"Le Palle Delprete"

Cento tornei vinti nel circuito Atp, Novak Djokovic entra definitivamente nella storia del tennis

100. Cento. Un numero enorme, una cifra impensabile e assurda, un sigillo infinito sulla sua storia – e sulla Storia del Tennis.
Un numero incredibile nell’accezione più alta e profonda: no, non sembra neanche credibile che un giocatore possa tagliare un simile traguardo.
Un numero ancora più aureo, se sommato a un altro: questo è il ventesimo anno consecutivo in cui Djokovic conquista almeno un titolo.

Generazioni e generazioni sono passate, in silenzio e col sorriso, diventando grandi mentre lui, semplicemente, rimaneva solo e soltanto – per fortuna e, negli ultimi anni, purtroppo – sempre uguale a se stesso.

Lui, ultimo crepuscolo di un’era irripetibile in cui Tre Cavalieri dell’Apocalisse discesero contemporaneamente sul campo per ridisegnare il mito con parabole dolci, fendenti lungolinea e volée che c’han fatto – Re Roger per primo, per primo e per sempre, armatura leggendaria di bellezza e rovescio come idea possente e lucente – vibrare cuore, gambe, occhi e anima.

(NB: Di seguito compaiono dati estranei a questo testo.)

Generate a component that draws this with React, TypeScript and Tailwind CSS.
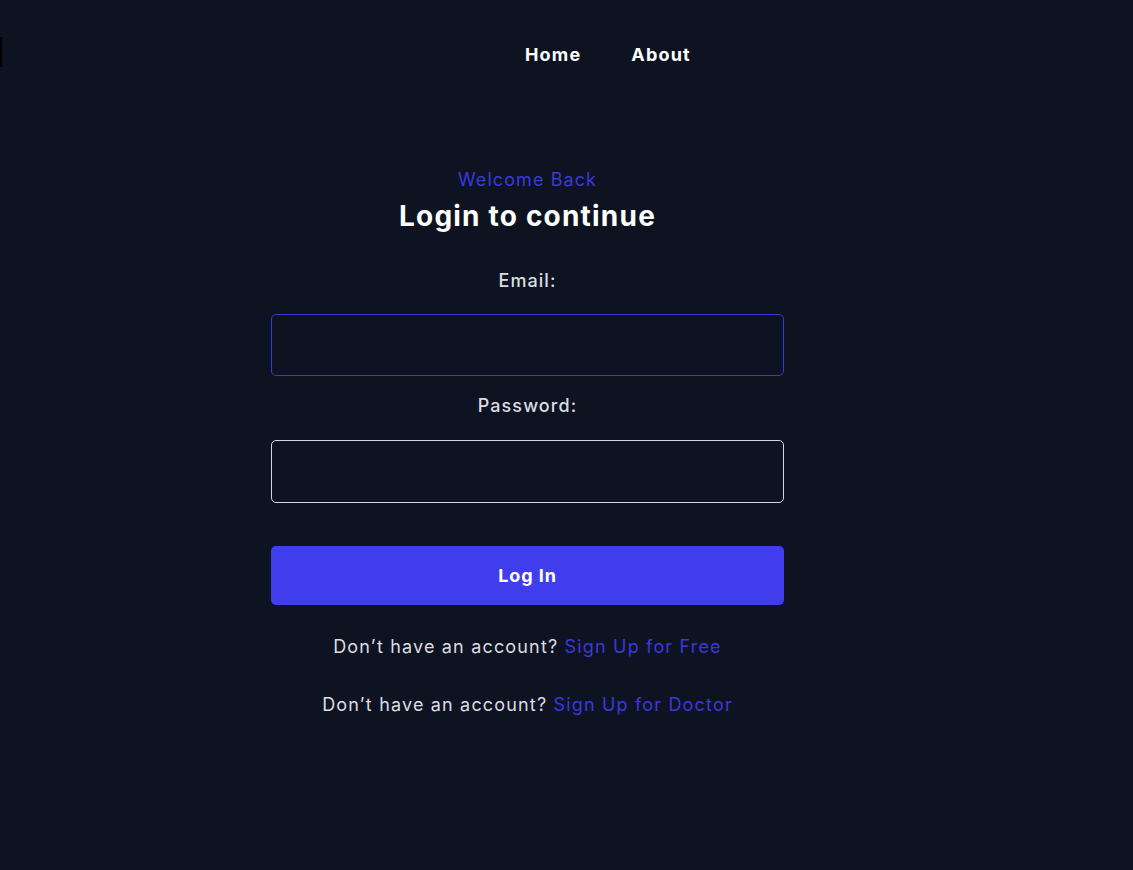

Lui, che è ancora – volente o NOLEnte – presente, oggi ha chiuso quel cerchio per cui s’è dannato – affamato – per un’intera vita.

E sì, sapete bene che il vostro Scriba non ha mai amato questo personaggio. Non lo ha mai apprezzato, e per tanti tratti che non fan capo al gioco e al talento, non gli è mai davvero piaciuto.

Però qui, pacificamente, siamo al cospetto di un gran bel pezzo di Storia che si compie, proprio sotto i miei – i nostri – occhi.

E allora, voglio essere onesto: tutto il resto, ora, conta ben poco.
In questo sabato che è già fulgente d’azzurro grazie a Cobolli e al doppio Bolelli-Vavassori, che hanno issato – l’uno dopo gli altri – il vessillo d’italico tricolore sulla terra d’Amburgo conquistata, il resto conta niente. E lento, per oggi, si perde.

Nulla contano le pantomime – sempre uguali a una commediucola che non merita tale attore – di un Malato Immaginario che ha sempre valicato e validato ogni mezzo, pur di raggiunger fine.
Nulla conta il rancore serbato da quello che, più che un Don Chisciotte alterato contro immaginari e risibili mulini a vento, in Serbo Rancore s’è tramutato.
Nulla, nulla contan le mani a coppa alzate per fomentare amici e deridere avversari, come se per far sentire alla sua anima qualche grandezza servisse un apparecchio di realtà – e sportività – distorsore.
Conta nulla aver inseguito affannosamente questo traguardo, colto infine in un torneo minore e quasi risibile.

Conta nulla, tutto ben nulla.
Solo adesso. Solo ora.

Anche le parole e le manovre di disprezzo verso la nostra Scintilla d’Infinito Jannik, ora, trapassano le orecchie nostre e mie un po’ più leggere.

Perché credo che anche Jannik, adesso, in cuor suo, sarà contento per questo straordinario risultato da provare – sin da subito – a emulare e superare.
Perché il Tennis è sangue, passione, merda, solitudine d’intenti e vita – e allora chi supera per più lustri le sue stesse barriere, scendendo uno contro gli altri, faccia contro facce, comunque merita rispetto.

Perché nel Tennis, nello sport, bisogna saper dire “bravo” anche – e soprattutto – quando un po’ ti brucia dentro.

E perché – alla fin dei conti – il vostro umile Scriba non è, e non vorrà mai essere, come i troppi tarzanelli che di Nole si dicono tifosi.